I don’t think he cared much for cards or dice; but the game that he delighted in was played with a red and white checkered square of cloth, and with round pieces like draughtsmen. Whenever the advent of a friend and opportunity served, down the two squatted with this board between their legs, and a pile of copper pieces of money by their sides; and so intent would they be on their play, that nothing short of a gentle kick, or tap on the head, would arouse them to master’s wants and needings.

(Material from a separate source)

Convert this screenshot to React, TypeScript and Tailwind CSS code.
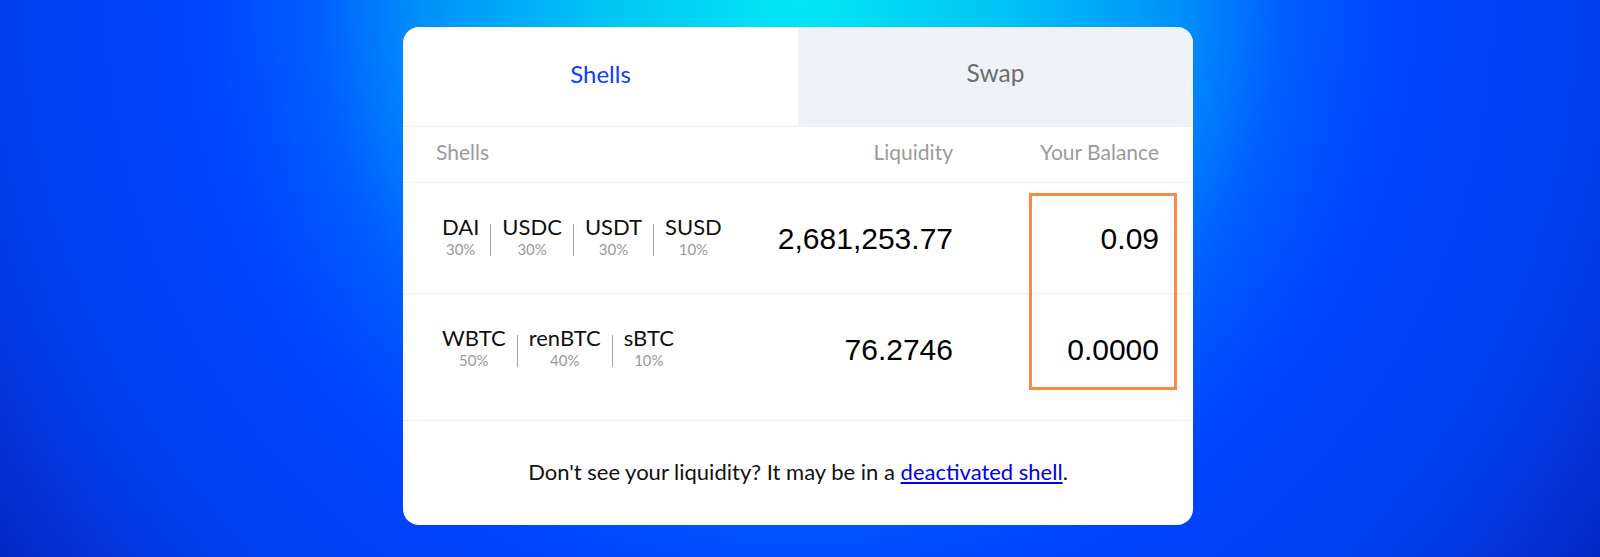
import React from "react";

// pools shown in the shells table
const shells = [
    {
        tokens: [
            { name: "DAI", weight: "30%" },
            { name: "USDC", weight: "30%" },
            { name: "USDT", weight: "30%" },
            { name: "SUSD", weight: "10%" },
        ],
        liquidity: "2,681,253.77",
        balance: "0.09",
    },
    {
        tokens: [
            { name: "WBTC", weight: "50%" },
            { name: "renBTC", weight: "40%" },
            { name: "sBTC", weight: "10%" },
        ],
        liquidity: "76.2746",
        balance: "0.0000",
    },
];

function TokenList({ tokens }: { tokens: { name: string; weight: string }[] }) {
    return (
        <div className="flex items-start -ml-[5px]">
            {tokens.map((t, i) => (
                <React.Fragment key={t.name}>
                    {/* thin divider between tokens */}
                    {i > 0 && <div className="w-px shrink-0 h-[32px] mt-[9px] bg-[#a3a3a3]" />}
                    <div className="flex flex-col items-center shrink-0 px-[11px]">
                        <span className="text-[22px] leading-[24px] text-[#111]">{t.name}</span>
                        <span className="text-[15px] leading-[16px] mt-[2px] text-[#9a9a9a]">{t.weight}</span>
                    </div>
                </React.Fragment>
            ))}
        </div>
    );
}

function ShellRow({ shell, className = "" }: { shell: (typeof shells)[number]; className?: string }) {
    return (
        <div className={`flex items-center pl-[33px] pr-[34px] ${className}`}>
            <div className="flex-1 min-w-0 -mt-[5px]">
                <TokenList tokens={shell.tokens} />
            </div>
            <div className="w-[220px] shrink-0 text-right font-['Liberation_Sans',Arial,sans-serif] text-[30px] text-black">
                {shell.liquidity}
            </div>
            <div className="w-[206px] shrink-0 text-right font-['Liberation_Sans',Arial,sans-serif] text-[30px] text-black">
                {shell.balance}
            </div>
        </div>
    );
}

export default function App() {
    return (
        <div className="w-full h-[557px] overflow-hidden flex justify-center pt-[27px] pr-[4px] bg-[radial-gradient(circle_at_50%_0%,#00e8f5_0px,#00c4f4_200px,#0090fa_380px,#0060ff_480px,#0044ff_600px,#0040ee_800px,#0436dc_880px,#0522c0_1000px)]">
            <div className="relative w-[790px] h-[498px] bg-white rounded-[16px] overflow-hidden flex flex-col font-['Lato',sans-serif]">
                {/* tabs */}
                <div className="flex h-[100px] border-b border-[#eef1f6]">
                    <div className="flex-1 flex items-center justify-center pb-[6px] text-[24px] text-[#0d3dff]">
                        Shells
                    </div>
                    <div className="flex-1 flex items-center justify-center pb-[6px] text-[24.5px] text-[#6e6e6e] bg-[#eff2f7]">
                        Swap
                    </div>
                </div>

                {/* column headings */}
                <div className="flex items-center h-[56px] pb-[5px] pl-[33px] pr-[34px] border-b border-[#eef1f6] text-[21px] text-[#9b9b9b]">
                    <div className="flex-1">Shells</div>
                    <div className="w-[220px] text-right">Liquidity</div>
                    <div className="w-[206px] text-right">Your Balance</div>
                </div>

                <ShellRow shell={shells[0]} className="h-[111px] border-b border-[#eef1f6]" />
                <div className="pb-[16px] border-b border-[#eef1f6]">
                    <ShellRow shell={shells[1]} className="h-[110px]" />
                </div>

                {/* footer note */}
                <div className="flex-1 flex items-center justify-center pb-[4px] text-[22px] text-[#111]">
                    <p>
                        Don't see your liquidity? It may be in a{" "}
                        <a href="#" className="text-[#0000ee] underline">deactivated shell</a>.
                    </p>
                </div>

                {/* highlight around the balance column */}
                <div className="absolute left-[626px] top-[166px] w-[148px] h-[197px] border-[3px] border-[#fb8a46]" />
            </div>
        </div>
    );
}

My readers will naturally inquire why, with all these delinquencies, Sam so long remained my henchman. Well, first, had I discharged him, another and probably greater robber would have stepped into his shoes, and bazaar accounts and inroads on alcohol and tobacco would have remained undiminished. ‘They all do it;’ so better the de’il I knew, than the de’il whose acquaintance I would have to make. Again, Sam had his redeeming points; he was, as I have said before, clean, handy, and deft at the creature comforts, which, having appetisingly compounded, he could serve up with taste and elegance. Then he was a good nurse; and during a serious illness that befell me at one of the vilest stations in Madras, he tended me closely and carefully, keeping a watchful eye and a ready stick on punkah-pullers and wetters of kus-kus tatties (scented grass mats), without the cooling aid of which the heat of that grilling July would have been my death on that fever-bed. Once more, on those military inspections which fell to my lot, and which had to be undertaken partly over the Nizam’s very sandy and rough highways, and in those close comfortless bone-breaking vehicles called byle-nibbs (bullock-carts), my man became invaluable. Seated on the narrow perch alongside the almost garmentless and highly odoriferous native driver, he urged him on by promises of ‘backsheesh’ and cheroots; he helped to whip and tail-twist the slow-footed oxen; he roused up lazy byle-wallahs (bullock-men) sleeping in their hovels, and assisted them in driving from the fields and in yoking to the cart refractory and kicking cattle. He stirred up with the long pole the peons (keepers) in charge of the road-side travellers’ bungalows at which we halted, aiding these officials in chasing, slaughtering, and ‘spatch-cocking’ the ever-waiting-to-be-killed-and-cooked gaunt and fleshless morghee (fowl); he saw that the chatties for the bath were not filled with the very dirtiest of tank water; that the numerous and hard-biting insects, out and taking the air from their thickly populated homes in the crevices of cane-bottomed chair and bedstead, met with sudden and violent death; and lastly, that no man’s hand but his own should be put into master’s money-bag and stores.

But as all things come to an end more or less, so did Sam’s career with me actually terminate. My wife and family came ‘out’ from England. The ‘Mem Saab,’ sometimes even the ‘Missee Saab,’ took bazaar ’count; the current bachelor rates for chillies, cocoa-nuts, first and second sorts wrice, gram, and such-like necessaries underwent a fall. Sam’s occupation and gain were gone. He quitted my homestead under this new and unprofitable régime. ‘I discharge you, sar!’ said he; and away he went, I know not where.